The apostle John, who was Jesus’ best and most intimate friend during his earthly ministry, wrote a letter in his old age to several of the Christian fellowships that he had founded and to which he still gave oversight. Tucked away in this letter are comments addressed to three groups of people : little children (those who are young in the faith), young men (those who are on the way to maturity) and fathers (those who have been following Christ for a long time). I love what he says about those he calls fathers. He says that they have known him who is from the beginning. In other words, their relationship with God has some depth to it. They know Christ not just as their personal Saviour and the One who washed away their sins, but as the One who is before all things and in whom all things hold together; the One who is both First and Last; the One who is coming to overthrow evil, to renew all things, and to establish an eternal Kingdom that can never be shaken.

That’s the kind of faith I want for my children.

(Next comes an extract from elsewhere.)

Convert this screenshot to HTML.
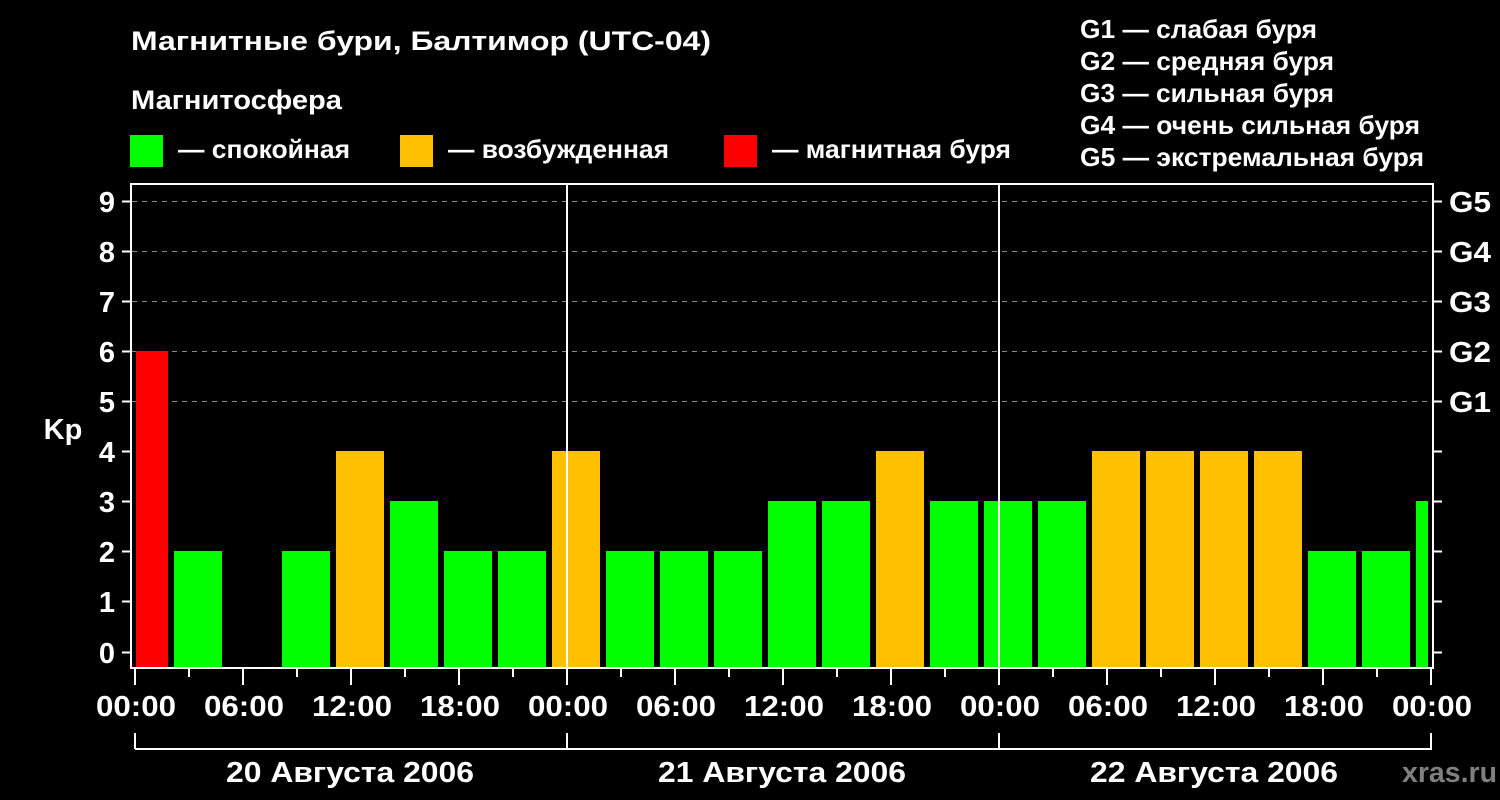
<!DOCTYPE html>
<html><head><meta charset="utf-8"><style>html,body{margin:0;padding:0;background:#000}svg{display:block}text{font-family:"Liberation Sans",Arial,sans-serif;font-weight:bold;fill:#fff}</style></head><body>
<svg width="1500" height="800" viewBox="0 0 1500 800" xmlns="http://www.w3.org/2000/svg">
<rect width="1500" height="800" fill="#000"/>
<text x="131" y="50" font-size="27" textLength="580" lengthAdjust="spacingAndGlyphs">Магнитные бури, Балтимор (UTC-04)</text>
<text x="131" y="109" font-size="27" textLength="211" lengthAdjust="spacingAndGlyphs">Магнитосфера</text>
<rect x="130" y="135" width="33" height="32" fill="#00ff00"/>
<text x="178" y="158" font-size="26" textLength="172" lengthAdjust="spacingAndGlyphs">— спокойная</text>
<rect x="400" y="135" width="33" height="32" fill="#ffc000"/>
<text x="448" y="158" font-size="26" textLength="221" lengthAdjust="spacingAndGlyphs">— возбужденная</text>
<rect x="724" y="135" width="33" height="32" fill="#ff0000"/>
<text x="772" y="158" font-size="26" textLength="239" lengthAdjust="spacingAndGlyphs">— магнитная буря</text>
<g font-size="26">
<text x="1080" y="38" textLength="237" lengthAdjust="spacingAndGlyphs">G1 — слабая буря</text>
<text x="1080" y="70" textLength="254" lengthAdjust="spacingAndGlyphs">G2 — средняя буря</text>
<text x="1080" y="102" textLength="254" lengthAdjust="spacingAndGlyphs">G3 — сильная буря</text>
<text x="1080" y="134" textLength="340" lengthAdjust="spacingAndGlyphs">G4 — очень сильная буря</text>
<text x="1080" y="166" textLength="344" lengthAdjust="spacingAndGlyphs">G5 — экстремальная буря</text>
</g>
<g stroke="#888" stroke-width="1" stroke-dasharray="5,5">
<line x1="132" y1="201.5" x2="1432" y2="201.5"/>
<line x1="132" y1="251.5" x2="1432" y2="251.5"/>
<line x1="132" y1="301.5" x2="1432" y2="301.5"/>
<line x1="132" y1="351.5" x2="1432" y2="351.5"/>
<line x1="132" y1="401.5" x2="1432" y2="401.5"/>
</g>
<g>
<rect x="136" y="351" width="32" height="317" fill="#ff0000"/>
<rect x="174" y="551" width="48" height="117" fill="#00ff00"/>
<rect x="282" y="551" width="48" height="117" fill="#00ff00"/>
<rect x="336" y="451" width="48" height="217" fill="#ffc000"/>
<rect x="390" y="501" width="48" height="167" fill="#00ff00"/>
<rect x="444" y="551" width="48" height="117" fill="#00ff00"/>
<rect x="498" y="551" width="48" height="117" fill="#00ff00"/>
<rect x="552" y="451" width="48" height="217" fill="#ffc000"/>
<rect x="606" y="551" width="48" height="117" fill="#00ff00"/>
<rect x="660" y="551" width="48" height="117" fill="#00ff00"/>
<rect x="714" y="551" width="48" height="117" fill="#00ff00"/>
<rect x="768" y="501" width="48" height="167" fill="#00ff00"/>
<rect x="822" y="501" width="48" height="167" fill="#00ff00"/>
<rect x="876" y="451" width="48" height="217" fill="#ffc000"/>
<rect x="930" y="501" width="48" height="167" fill="#00ff00"/>
<rect x="984" y="501" width="48" height="167" fill="#00ff00"/>
<rect x="1038" y="501" width="48" height="167" fill="#00ff00"/>
<rect x="1092" y="451" width="48" height="217" fill="#ffc000"/>
<rect x="1146" y="451" width="48" height="217" fill="#ffc000"/>
<rect x="1200" y="451" width="48" height="217" fill="#ffc000"/>
<rect x="1254" y="451" width="48" height="217" fill="#ffc000"/>
<rect x="1308" y="551" width="48" height="117" fill="#00ff00"/>
<rect x="1362" y="551" width="48" height="117" fill="#00ff00"/>
<rect x="1416" y="501" width="12" height="167" fill="#00ff00"/>
</g>
<g stroke="#fff" stroke-width="2">
<line x1="567" y1="183" x2="567" y2="668"/>
<line x1="999" y1="183" x2="999" y2="668"/>
</g>
<rect x="131" y="184" width="1302" height="484" fill="none" stroke="#fff" stroke-width="2"/>
<g stroke="#fff" stroke-width="2">
<line x1="122" y1="201.5" x2="131" y2="201.5"/><line x1="1433" y1="201.5" x2="1442" y2="201.5"/>
<line x1="122" y1="251.5" x2="131" y2="251.5"/><line x1="1433" y1="251.5" x2="1442" y2="251.5"/>
<line x1="122" y1="301.5" x2="131" y2="301.5"/><line x1="1433" y1="301.5" x2="1442" y2="301.5"/>
<line x1="122" y1="351.5" x2="131" y2="351.5"/><line x1="1433" y1="351.5" x2="1442" y2="351.5"/>
<line x1="122" y1="401.5" x2="131" y2="401.5"/><line x1="1433" y1="401.5" x2="1442" y2="401.5"/>
<line x1="122" y1="451.5" x2="131" y2="451.5"/><line x1="1433" y1="451.5" x2="1442" y2="451.5"/>
<line x1="122" y1="501.5" x2="131" y2="501.5"/><line x1="1433" y1="501.5" x2="1442" y2="501.5"/>
<line x1="122" y1="551.5" x2="131" y2="551.5"/><line x1="1433" y1="551.5" x2="1442" y2="551.5"/>
<line x1="122" y1="601.5" x2="131" y2="601.5"/><line x1="1433" y1="601.5" x2="1442" y2="601.5"/>
<line x1="122" y1="652.5" x2="131" y2="652.5"/><line x1="1433" y1="652.5" x2="1442" y2="652.5"/>
</g>
<g font-size="29" text-anchor="middle">
<text x="107" y="212">9</text><text x="107" y="262">8</text><text x="107" y="312">7</text>
<text x="107" y="362">6</text><text x="107" y="412">5</text><text x="107" y="462">4</text>
<text x="107" y="512">3</text><text x="107" y="562">2</text><text x="107" y="612">1</text>
<text x="107" y="663">0</text>
<text x="63" y="439">Kp</text>
</g>
<g font-size="29">
<text x="1449" y="212" textLength="42" lengthAdjust="spacingAndGlyphs">G5</text><text x="1449" y="262" textLength="42" lengthAdjust="spacingAndGlyphs">G4</text><text x="1449" y="312" textLength="42" lengthAdjust="spacingAndGlyphs">G3</text>
<text x="1449" y="362" textLength="42" lengthAdjust="spacingAndGlyphs">G2</text><text x="1449" y="412" textLength="42" lengthAdjust="spacingAndGlyphs">G1</text>
</g>
<g stroke="#fff" stroke-width="2">
<line x1="135" y1="669" x2="135" y2="685"/><line x1="189" y1="669" x2="189" y2="677"/>
<line x1="243" y1="669" x2="243" y2="685"/><line x1="297" y1="669" x2="297" y2="677"/>
<line x1="351" y1="669" x2="351" y2="685"/><line x1="405" y1="669" x2="405" y2="677"/>
<line x1="459" y1="669" x2="459" y2="685"/><line x1="513" y1="669" x2="513" y2="677"/>
<line x1="567" y1="669" x2="567" y2="685"/><line x1="621" y1="669" x2="621" y2="677"/>
<line x1="675" y1="669" x2="675" y2="685"/><line x1="729" y1="669" x2="729" y2="677"/>
<line x1="783" y1="669" x2="783" y2="685"/><line x1="837" y1="669" x2="837" y2="677"/>
<line x1="891" y1="669" x2="891" y2="685"/><line x1="945" y1="669" x2="945" y2="677"/>
<line x1="999" y1="669" x2="999" y2="685"/><line x1="1053" y1="669" x2="1053" y2="677"/>
<line x1="1107" y1="669" x2="1107" y2="685"/><line x1="1161" y1="669" x2="1161" y2="677"/>
<line x1="1215" y1="669" x2="1215" y2="685"/><line x1="1269" y1="669" x2="1269" y2="677"/>
<line x1="1323" y1="669" x2="1323" y2="685"/><line x1="1377" y1="669" x2="1377" y2="677"/>
<line x1="1431" y1="669" x2="1431" y2="685"/>
</g>
<g font-size="29" text-anchor="middle">
<text x="136" y="716" textLength="80" lengthAdjust="spacingAndGlyphs">00:00</text><text x="244" y="716" textLength="80" lengthAdjust="spacingAndGlyphs">06:00</text><text x="352" y="716" textLength="80" lengthAdjust="spacingAndGlyphs">12:00</text>
<text x="460" y="716" textLength="80" lengthAdjust="spacingAndGlyphs">18:00</text><text x="568" y="716" textLength="80" lengthAdjust="spacingAndGlyphs">00:00</text><text x="676" y="716" textLength="80" lengthAdjust="spacingAndGlyphs">06:00</text>
<text x="784" y="716" textLength="80" lengthAdjust="spacingAndGlyphs">12:00</text><text x="892" y="716" textLength="80" lengthAdjust="spacingAndGlyphs">18:00</text><text x="1000" y="716" textLength="80" lengthAdjust="spacingAndGlyphs">00:00</text>
<text x="1108" y="716" textLength="80" lengthAdjust="spacingAndGlyphs">06:00</text><text x="1216" y="716" textLength="80" lengthAdjust="spacingAndGlyphs">12:00</text><text x="1324" y="716" textLength="80" lengthAdjust="spacingAndGlyphs">18:00</text>
<text x="1432" y="716" textLength="80" lengthAdjust="spacingAndGlyphs">00:00</text>
</g>
<g stroke="#fff" stroke-width="2" fill="none">
<line x1="135" y1="749" x2="1432" y2="749"/>
<line x1="135" y1="733" x2="135" y2="749"/>
<line x1="567" y1="733" x2="567" y2="749"/>
<line x1="999" y1="733" x2="999" y2="749"/>
<line x1="1431" y1="733" x2="1431" y2="749"/>
</g>
<g font-size="29" text-anchor="middle">
<text x="350" y="782" textLength="248" lengthAdjust="spacingAndGlyphs">20 Августа 2006</text>
<text x="782" y="782" textLength="248" lengthAdjust="spacingAndGlyphs">21 Августа 2006</text>
<text x="1214" y="782" textLength="248" lengthAdjust="spacingAndGlyphs">22 Августа 2006</text>
</g>
<text x="1402" y="782" font-size="29" style="fill:#808080" textLength="95" lengthAdjust="spacingAndGlyphs">xras.ru</text>
</svg>
</body></html>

Although this blog post has focussed mostly on my little girl, now all grown up, all my children are equally precious to me.  Joe, Simeon, Reuben and Bethany are all wonderful children – the best a parent could ask for.  They are also very different from one another in many ways. They have different gifts, different personalities, different goals. They do, however, have something in common: they were all made in God’s image and He holds the key to their destiny. This life is short (the older I get, the  more I know it) and eternity is long. I want my children to be blessed in this life, but above all I want them to remember Who made them, which Kingdom they belong to, what they were made for and where they are headed. If they do, whether their lives on earth are long or short, easy or hard, they will be conquerors in this life and the next, and they will arrive at the threshold of eternity with no regrets.